If at the times when the second and third rounds of economic overheating took place, China's economy was driven by three carriages: domestic demand, foreign trade and investment—with the latter two hit by overheating. That was not the case for the fourth round of economic overheating.

The fourth round of economic overheating, triggered almost entirely by the staggering over-investment from the government, inherited nearly all the problems of the third of overheating, and doubly magnified them: local governments over-dependence on land revenue; the two major problems with resource-based industries—blood-stained GDP and high degree of environmental pollution; and gave rise to an economy that is highly externally dependent, troubled by gross inadequate domestic demand, and developed serious imbalance in industrial structure.
   
The only visible major achievement was the surge in government revenue, which of course was accompanied by the proliferation of social resistant incidents, which had increased to 180000 cases last year.

The traps laid by the fourth round of economic overheating are unprecedented both in number and depth.

The trap of high inflation 
China's inflation rate during this period has been so high that it far exceeded the figure that the State Statistical Bureau was willing to admit. The main cause of inflation was excessive money printing.

According to official data, the broad money supply in 2009 was 60.6 trillion yuan, 1.8 times of the GDP, or a surplus of 27.1 trillion yuan compared to the GDP figure. And in just the first three quarters of 2010 forty-three trillion yuan was issued in excess.
 
The two speeches by Premier Wen Jiabao—the one delivered during the annual meetings of NPC and CPPCC this year that stated the need to "eliminate the monetary base of the rise in housing and commodity prices", and the other during the State Council executive meeting on April 13 that stressed it is necessary "to eliminate the monetary factors that drove up inflation"—have formally acknowledged that excessive amount of currency was issued.

The trap of quality and safety of public works

In the fourth round of economic overheating, the Government invested in construction of rail, highway and infrastructure. Rail construction, the most ambitious of all projects and received the largest share of investment, has been plagued by corruption scandals and operational incidents. The Wenzhou train crash incident that happened on July 23 this year exposed serious security concerns with China's high-speed rail, the “independently innovated product” that China put together the technologies that were grabbed from other countries.

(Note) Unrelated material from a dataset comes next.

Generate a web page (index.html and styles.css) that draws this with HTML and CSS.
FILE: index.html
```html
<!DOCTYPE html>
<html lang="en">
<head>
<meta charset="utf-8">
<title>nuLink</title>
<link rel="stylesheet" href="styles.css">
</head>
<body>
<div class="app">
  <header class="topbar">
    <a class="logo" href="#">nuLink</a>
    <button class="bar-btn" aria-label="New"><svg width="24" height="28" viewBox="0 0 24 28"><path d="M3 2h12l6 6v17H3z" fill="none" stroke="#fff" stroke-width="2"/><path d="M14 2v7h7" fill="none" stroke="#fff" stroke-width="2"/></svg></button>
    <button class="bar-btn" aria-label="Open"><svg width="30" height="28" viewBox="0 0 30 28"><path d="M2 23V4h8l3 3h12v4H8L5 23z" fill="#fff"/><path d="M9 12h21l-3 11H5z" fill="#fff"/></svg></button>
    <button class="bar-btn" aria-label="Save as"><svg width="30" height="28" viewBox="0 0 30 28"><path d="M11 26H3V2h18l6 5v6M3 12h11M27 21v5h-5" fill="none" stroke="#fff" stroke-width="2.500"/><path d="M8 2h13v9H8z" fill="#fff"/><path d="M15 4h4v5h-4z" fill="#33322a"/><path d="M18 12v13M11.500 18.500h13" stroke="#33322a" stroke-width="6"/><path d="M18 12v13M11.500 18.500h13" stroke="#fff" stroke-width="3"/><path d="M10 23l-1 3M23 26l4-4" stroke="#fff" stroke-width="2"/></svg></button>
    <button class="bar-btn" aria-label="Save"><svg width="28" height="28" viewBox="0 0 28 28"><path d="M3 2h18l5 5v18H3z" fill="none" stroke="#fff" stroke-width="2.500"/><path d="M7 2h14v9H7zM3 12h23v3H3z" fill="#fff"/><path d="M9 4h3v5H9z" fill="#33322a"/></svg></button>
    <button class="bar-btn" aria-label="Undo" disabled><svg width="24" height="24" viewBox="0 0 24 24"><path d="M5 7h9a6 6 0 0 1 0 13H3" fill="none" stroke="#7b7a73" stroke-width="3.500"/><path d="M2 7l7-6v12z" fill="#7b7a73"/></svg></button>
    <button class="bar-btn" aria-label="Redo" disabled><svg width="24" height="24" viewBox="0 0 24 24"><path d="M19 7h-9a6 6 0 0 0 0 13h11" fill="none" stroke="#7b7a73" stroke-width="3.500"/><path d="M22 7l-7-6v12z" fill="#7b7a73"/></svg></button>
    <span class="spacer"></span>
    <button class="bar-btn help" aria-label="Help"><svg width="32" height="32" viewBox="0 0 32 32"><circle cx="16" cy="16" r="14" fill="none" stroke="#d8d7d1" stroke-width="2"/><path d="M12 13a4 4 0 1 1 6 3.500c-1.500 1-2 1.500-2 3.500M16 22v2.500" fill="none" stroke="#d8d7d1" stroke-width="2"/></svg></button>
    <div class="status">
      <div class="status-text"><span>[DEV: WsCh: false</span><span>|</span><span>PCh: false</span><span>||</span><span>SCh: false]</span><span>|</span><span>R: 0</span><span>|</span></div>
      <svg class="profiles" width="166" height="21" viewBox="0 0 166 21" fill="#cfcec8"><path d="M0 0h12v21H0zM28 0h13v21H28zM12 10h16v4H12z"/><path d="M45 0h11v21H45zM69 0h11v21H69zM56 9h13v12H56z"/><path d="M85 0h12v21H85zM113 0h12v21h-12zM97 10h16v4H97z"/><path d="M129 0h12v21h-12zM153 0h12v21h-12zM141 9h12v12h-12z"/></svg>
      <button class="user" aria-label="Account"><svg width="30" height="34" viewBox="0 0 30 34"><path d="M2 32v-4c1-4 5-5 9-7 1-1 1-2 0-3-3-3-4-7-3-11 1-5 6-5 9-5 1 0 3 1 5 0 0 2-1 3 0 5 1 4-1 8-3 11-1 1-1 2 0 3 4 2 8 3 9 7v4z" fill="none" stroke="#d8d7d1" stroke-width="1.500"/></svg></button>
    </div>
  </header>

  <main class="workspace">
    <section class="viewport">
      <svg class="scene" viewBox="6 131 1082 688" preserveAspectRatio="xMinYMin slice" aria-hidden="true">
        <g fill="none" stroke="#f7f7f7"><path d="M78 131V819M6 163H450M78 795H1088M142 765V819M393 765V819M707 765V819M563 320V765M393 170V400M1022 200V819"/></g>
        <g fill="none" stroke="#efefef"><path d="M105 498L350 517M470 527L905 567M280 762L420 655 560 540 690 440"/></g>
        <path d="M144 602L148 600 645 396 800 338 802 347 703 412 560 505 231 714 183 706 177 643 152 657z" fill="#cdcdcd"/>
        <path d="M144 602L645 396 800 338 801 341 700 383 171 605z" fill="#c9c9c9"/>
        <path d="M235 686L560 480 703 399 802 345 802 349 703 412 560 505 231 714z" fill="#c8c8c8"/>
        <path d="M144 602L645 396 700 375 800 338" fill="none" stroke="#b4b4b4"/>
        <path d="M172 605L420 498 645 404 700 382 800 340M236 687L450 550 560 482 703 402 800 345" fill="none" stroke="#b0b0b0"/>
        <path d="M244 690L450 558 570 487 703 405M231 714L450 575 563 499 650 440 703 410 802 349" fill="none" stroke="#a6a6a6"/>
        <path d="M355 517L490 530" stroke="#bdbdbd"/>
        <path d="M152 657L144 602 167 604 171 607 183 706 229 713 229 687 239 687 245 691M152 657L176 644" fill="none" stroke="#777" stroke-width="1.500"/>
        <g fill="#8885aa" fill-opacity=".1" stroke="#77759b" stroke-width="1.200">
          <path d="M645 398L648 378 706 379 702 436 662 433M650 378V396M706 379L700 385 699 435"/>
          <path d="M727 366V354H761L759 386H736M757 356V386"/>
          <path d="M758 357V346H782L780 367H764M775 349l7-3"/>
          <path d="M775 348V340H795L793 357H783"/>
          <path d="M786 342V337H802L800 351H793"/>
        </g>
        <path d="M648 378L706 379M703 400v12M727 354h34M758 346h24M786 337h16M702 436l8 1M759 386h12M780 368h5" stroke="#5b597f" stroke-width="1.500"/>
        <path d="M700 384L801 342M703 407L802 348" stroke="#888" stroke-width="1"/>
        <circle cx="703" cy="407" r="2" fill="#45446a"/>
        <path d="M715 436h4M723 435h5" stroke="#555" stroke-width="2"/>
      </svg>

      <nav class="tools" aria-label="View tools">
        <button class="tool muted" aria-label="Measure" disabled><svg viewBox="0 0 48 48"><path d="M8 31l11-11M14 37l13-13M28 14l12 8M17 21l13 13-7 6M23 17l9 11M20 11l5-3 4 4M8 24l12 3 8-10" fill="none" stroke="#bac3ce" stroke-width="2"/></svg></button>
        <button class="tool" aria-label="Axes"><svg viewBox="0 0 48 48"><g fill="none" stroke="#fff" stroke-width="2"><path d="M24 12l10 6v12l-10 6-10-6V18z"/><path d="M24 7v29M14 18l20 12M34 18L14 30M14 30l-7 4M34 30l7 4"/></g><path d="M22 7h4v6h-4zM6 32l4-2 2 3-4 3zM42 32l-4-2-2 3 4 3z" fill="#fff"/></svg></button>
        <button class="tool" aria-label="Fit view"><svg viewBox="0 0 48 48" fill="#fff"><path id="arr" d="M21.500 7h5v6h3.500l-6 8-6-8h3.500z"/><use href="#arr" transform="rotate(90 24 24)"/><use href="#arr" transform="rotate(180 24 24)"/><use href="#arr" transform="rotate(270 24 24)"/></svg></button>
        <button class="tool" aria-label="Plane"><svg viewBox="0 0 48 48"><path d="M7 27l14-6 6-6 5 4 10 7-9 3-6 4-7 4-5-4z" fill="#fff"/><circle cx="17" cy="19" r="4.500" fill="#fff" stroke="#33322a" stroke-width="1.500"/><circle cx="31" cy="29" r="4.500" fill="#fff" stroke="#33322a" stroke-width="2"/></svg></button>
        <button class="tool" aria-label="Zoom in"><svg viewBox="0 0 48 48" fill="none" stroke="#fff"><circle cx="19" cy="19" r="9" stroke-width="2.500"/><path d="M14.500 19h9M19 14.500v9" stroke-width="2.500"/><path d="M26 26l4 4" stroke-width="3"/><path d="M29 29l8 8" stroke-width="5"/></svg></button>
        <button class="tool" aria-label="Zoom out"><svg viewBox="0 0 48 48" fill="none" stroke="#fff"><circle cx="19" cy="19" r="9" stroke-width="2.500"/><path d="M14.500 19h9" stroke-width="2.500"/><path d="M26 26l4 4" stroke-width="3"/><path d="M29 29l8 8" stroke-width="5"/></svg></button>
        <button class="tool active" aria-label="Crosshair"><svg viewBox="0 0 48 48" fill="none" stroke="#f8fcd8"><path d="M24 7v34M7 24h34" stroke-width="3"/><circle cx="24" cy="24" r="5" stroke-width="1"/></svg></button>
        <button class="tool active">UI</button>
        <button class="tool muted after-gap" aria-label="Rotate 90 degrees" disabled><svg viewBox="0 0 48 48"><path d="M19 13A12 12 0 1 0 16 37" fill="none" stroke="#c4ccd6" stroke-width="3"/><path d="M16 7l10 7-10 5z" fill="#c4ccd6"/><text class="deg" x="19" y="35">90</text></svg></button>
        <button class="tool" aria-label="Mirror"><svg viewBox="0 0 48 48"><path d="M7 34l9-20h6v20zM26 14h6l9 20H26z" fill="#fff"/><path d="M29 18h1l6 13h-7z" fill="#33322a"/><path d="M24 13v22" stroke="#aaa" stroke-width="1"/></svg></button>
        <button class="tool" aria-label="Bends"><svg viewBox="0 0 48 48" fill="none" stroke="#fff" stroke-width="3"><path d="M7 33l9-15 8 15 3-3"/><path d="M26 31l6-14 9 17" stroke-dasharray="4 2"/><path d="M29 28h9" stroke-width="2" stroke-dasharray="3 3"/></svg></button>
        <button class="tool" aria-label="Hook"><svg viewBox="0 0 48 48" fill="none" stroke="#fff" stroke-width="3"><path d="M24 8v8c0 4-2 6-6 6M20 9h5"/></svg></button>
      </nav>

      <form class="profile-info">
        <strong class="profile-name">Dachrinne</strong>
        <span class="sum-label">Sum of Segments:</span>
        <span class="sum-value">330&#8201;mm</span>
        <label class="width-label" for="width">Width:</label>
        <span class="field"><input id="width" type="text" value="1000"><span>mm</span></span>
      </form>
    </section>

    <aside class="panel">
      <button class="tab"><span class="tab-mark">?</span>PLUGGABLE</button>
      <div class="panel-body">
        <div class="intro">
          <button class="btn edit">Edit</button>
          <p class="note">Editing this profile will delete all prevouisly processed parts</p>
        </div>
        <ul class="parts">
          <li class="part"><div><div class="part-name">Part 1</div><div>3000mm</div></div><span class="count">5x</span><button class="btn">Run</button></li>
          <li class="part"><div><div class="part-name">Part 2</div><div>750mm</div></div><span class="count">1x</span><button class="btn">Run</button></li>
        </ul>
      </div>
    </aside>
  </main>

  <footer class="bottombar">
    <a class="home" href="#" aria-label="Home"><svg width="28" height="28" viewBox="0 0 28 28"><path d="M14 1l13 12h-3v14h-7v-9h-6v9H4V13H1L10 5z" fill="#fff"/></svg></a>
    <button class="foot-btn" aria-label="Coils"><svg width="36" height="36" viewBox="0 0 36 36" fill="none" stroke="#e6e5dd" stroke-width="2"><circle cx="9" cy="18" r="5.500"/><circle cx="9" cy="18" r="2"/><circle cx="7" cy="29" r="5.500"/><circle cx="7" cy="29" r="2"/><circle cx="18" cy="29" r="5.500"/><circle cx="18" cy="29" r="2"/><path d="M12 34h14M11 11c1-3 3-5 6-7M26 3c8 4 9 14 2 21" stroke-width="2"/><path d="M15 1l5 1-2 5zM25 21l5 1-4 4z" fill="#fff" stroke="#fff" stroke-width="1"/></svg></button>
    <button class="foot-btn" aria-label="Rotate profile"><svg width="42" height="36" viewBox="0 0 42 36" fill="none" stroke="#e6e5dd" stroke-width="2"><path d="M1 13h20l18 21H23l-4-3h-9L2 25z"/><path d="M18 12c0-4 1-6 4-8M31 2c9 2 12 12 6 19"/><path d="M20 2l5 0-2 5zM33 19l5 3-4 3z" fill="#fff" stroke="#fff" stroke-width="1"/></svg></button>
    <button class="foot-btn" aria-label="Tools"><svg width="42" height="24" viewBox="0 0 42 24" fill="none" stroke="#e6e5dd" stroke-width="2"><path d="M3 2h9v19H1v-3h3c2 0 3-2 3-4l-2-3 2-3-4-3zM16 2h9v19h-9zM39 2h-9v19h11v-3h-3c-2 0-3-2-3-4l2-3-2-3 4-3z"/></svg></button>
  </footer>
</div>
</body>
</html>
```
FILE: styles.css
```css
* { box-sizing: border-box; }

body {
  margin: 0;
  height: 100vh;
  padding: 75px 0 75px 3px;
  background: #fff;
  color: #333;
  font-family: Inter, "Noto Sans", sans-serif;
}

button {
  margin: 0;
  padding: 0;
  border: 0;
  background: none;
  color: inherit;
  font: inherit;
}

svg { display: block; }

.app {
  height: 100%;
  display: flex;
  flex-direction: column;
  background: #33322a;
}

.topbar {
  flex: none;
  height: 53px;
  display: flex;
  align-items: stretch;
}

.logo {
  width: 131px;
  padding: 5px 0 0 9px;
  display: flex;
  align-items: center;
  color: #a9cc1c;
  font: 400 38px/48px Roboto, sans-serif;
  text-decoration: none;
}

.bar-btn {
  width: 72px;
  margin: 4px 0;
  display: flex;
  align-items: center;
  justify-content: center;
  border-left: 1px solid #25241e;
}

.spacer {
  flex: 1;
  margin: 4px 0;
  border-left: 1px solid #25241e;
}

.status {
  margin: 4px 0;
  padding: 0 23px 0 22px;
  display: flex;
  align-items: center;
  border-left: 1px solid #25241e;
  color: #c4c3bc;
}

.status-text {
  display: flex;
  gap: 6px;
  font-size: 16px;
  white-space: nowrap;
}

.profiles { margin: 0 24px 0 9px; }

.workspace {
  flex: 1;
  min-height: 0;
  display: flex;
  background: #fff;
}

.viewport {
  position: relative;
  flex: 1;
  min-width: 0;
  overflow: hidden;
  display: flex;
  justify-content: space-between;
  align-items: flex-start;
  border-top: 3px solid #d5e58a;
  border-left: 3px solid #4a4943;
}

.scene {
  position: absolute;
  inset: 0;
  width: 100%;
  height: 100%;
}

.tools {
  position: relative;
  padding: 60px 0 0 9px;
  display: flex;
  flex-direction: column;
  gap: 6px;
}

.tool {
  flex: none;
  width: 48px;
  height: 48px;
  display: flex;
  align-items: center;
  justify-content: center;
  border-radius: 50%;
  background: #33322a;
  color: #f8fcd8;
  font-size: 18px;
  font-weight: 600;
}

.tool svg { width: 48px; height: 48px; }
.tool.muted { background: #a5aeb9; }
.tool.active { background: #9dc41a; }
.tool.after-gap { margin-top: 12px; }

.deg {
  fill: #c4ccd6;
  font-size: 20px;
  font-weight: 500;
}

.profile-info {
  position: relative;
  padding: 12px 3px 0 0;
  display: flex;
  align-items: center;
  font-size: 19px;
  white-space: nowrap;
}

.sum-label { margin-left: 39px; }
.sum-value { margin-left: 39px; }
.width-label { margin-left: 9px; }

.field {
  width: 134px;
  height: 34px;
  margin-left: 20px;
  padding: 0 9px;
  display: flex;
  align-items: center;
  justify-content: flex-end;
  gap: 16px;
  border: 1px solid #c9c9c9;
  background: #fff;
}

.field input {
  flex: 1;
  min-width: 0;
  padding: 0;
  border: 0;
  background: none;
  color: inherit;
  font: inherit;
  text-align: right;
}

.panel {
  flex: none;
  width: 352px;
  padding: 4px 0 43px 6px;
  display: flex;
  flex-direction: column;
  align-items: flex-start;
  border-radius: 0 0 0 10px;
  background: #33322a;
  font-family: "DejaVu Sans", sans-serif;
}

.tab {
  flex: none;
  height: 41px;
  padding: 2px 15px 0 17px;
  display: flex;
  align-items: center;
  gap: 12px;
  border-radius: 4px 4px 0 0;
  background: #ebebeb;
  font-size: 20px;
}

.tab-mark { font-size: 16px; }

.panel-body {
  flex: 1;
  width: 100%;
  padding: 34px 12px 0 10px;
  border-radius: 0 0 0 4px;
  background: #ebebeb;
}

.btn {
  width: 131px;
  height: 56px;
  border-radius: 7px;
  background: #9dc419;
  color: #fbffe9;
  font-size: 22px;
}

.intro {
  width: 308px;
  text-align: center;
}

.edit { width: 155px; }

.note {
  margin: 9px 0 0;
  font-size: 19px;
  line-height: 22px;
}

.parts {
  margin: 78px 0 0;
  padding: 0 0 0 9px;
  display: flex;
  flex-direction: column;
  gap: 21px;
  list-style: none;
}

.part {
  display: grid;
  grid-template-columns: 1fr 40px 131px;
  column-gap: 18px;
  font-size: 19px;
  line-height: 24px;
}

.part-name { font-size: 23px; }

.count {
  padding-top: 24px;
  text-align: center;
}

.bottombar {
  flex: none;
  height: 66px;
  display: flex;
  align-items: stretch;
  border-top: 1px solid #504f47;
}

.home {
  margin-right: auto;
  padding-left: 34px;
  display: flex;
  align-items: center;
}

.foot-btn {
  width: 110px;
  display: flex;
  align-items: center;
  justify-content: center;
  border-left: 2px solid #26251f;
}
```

Not only has the high-speed rail ceased to be high-speed after that, the country's dream to export its own high-speed rail technology has also gone bust.

The trap of local debts

In order to borrow massively from banks, all levels of local governments set up their own “local financing platform”. How much then did banks across the country lend to “local financing platforms” within the two years that the central bank implemented the “loose monetary policy”? 
 
According to the China Regional Financial Performance Report 2010 (2010中国区域金融运行报告) published by the central bank, there were altogether more than 10,000 financing platforms of local government (at provincial, city and county levels) by the end of 2010; the loans from banking system totaled 47.92 trillion yuan, of which 30% was loaned to local financing platform, that was about $ 14.4 trillion yuan. A third of this 14.4 trillion yuan was from China development bank, the remainder from state-owned commercial banks as well as city commercial banks. Now it has been confirmed that two to three trillion of these loans are at risk of default.
 
In addition to the three above-mentioned traps that were laid by the loose monetary policy, monetary tightening dug another—the trap of private lending, a crisis that is still unfolding. 
 
In the face of huge inflation pressure and the trap of local debts, the central bank has no option but to tighten money supply. Under the big picture of the central bank’s continual monetary tightening, both the scale of private lending and its interest rates are both driven close to madness. Even areas that are less economically developed have begun crazy lending. Such a phenomenon invaded the capital market on a massive scale, and eventually brewed into a Chinese-style credit crisis. 
 
At present this rupture of the capital chain triggered the phenomenon of borrowers running away from debts and default in vast areas, provinces like Zhejiang, Jiangsu, Fujian, Henan and Inner Mongolia are among the high risk zones. 
 
According to Wenzhou private lending market survey (温州民间借贷市场调查), of the current 110 billion yuan private lending funds in Wenzhou, 35% have been used in general manufacturing and 20% in real estate investment or speculation.   

Engulfed in the trap of private lending, SMEs collapsed in succession. Financing difficulty prompted SMEs to turn to private lenders for loans, which entailed high interest charges that ate deeply into corporate profits and is becoming the last straw that would crush the SMEs.

The Summer report on China's industrial economic operation 2011 (2011年中国工业经济运行夏季报告), published in early September, showed that from January to July this year, of the 310,000 enterprises above the scale, 40,000 or 12.7% had recorded losses. It is noteworthy that business losses have been increasingly serious by the month
The percentage of increase in losses from loss-making companies rose from 22.2% in January to February to 41.6% in January to June. The figure rose further to 46.9% in January to July.
It has become a recurring content of recent China news report that entrepreneurs who could not afford the interest charges of private loans have fled with their entire family or committed suicide. 

If a simple graph is needed to make things clear and easy to understand, the casual map of the fourth round of economic overheating would be as follows: first, the government issued staggering amount of money, which resulted in excessive investment, which in turn triggered monetary tightening, and rampant private lending ensued. And this induced repeated usury collapses and flights from debts in places like Fujian and Wenzhou and eventually SMEs went bust in succession. 

Then, can Beijing learn the lesson and quit setting things ablaze in one moment and fighting the fire in another? The answer is: no. 
 
China's Deputy Minister of Finance has said long ago that “there is an old Chinese saying, 'to go up hill is difficult, to come down from it is even more so'. If the role of stimulus policy is seen as going up hill, and the withdrawal policy as coming down from it. I think the decision to withdraw from the market would be harder to make than the one to stimulate it.” 
 
Indeed, Beijijng would not quit easily. A few days back, official information revealed that Shanghai, Zhejiang, Guangdong and Shenzhen will within this year participate in a trial program to directly issue local government bonds, which in sum will be worth approximately 25.1 billion. If people are not forgetful, they should be able to recall that two or three months ago, the voice of worries that China would be deeply trapped in the quagmire of local debts was at one point the important topic of the media.

With a situation like this, what should premier Wen, who experienced economic overheating twice during his term speak of then? Apart from empty talk on political system reform, there really is nothing else left to say.